España es el país que posee las más bellas catedrales, casi no hay ciudad sin una catedral maravillosa. En Madrid, la catedral es la ciudad misma, su cerebro, su alma, su latido y la razón de ser del alma española y de su pueblo; es tierra de artistas extraordinarios, y no olvidemos que es español el libro más humanamente idealista que se haya escrito en el mundo. Cifra y síntesis de España es Madrid, ciudad eternamente bella llena de árboles y de espacios verdes inmensos.
Jamás olvidaré la impresión que me causó llegar a Toledo, señorial y altiva, con sus muros de piedra o la eternidad del dolor. Y así mientras para todos los viajeros Toledo es una ciudad de arte, para otros la vieja ciudad significa algo más: es la expresión de un gran dolor.

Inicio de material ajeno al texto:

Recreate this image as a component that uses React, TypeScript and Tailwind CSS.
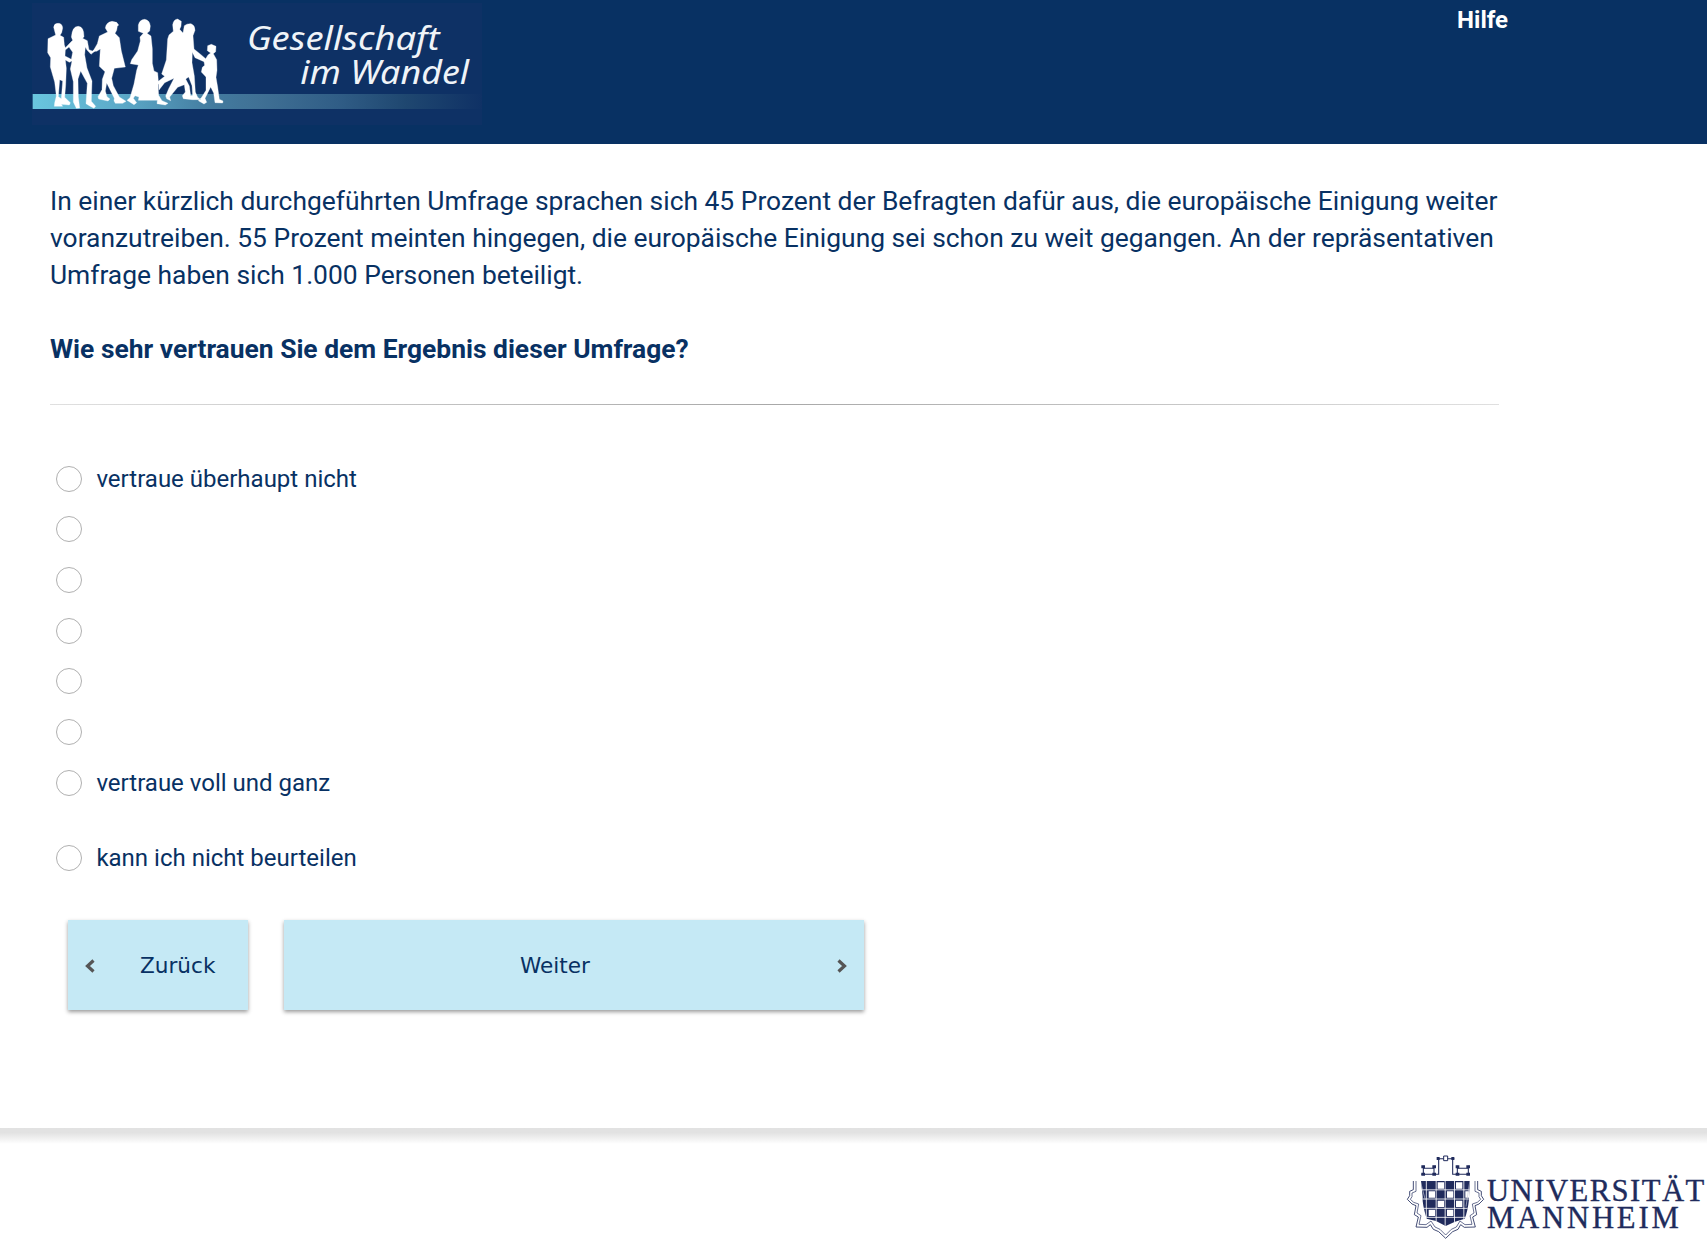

La gloria y el prodigio de la estirpe latina es Barcelona, la ciudad de la alegría y formidable suscitadora de energías y una casona para el placer de vivir, que al modernizarse, no ha perdido sus tradiciones, ni su carácter. En toda ella, aun en sus más ruidosos bulevares, hay algo de gótico y de feudal.
Y en efecto, en su condición de puerto y sobre todo por su contacto con Francia y con Italia, se asemeja a ciertas ciudades italianas y francesas. La Barcelona antigua, se diría es un trazo del viejo París embellecida por retoques del sentimiento español. Estas semejanzas no implican ausencia de carácter propio, por el contario, solo prueban la existencia de influencias admirables que no han hecho sino conservar y alimentar el espíritu latino, de esta ciudad que debe ser considerada como la ciudad latina por excelencia, como la más perfecta bella síntesis del latinismo mediterráneo.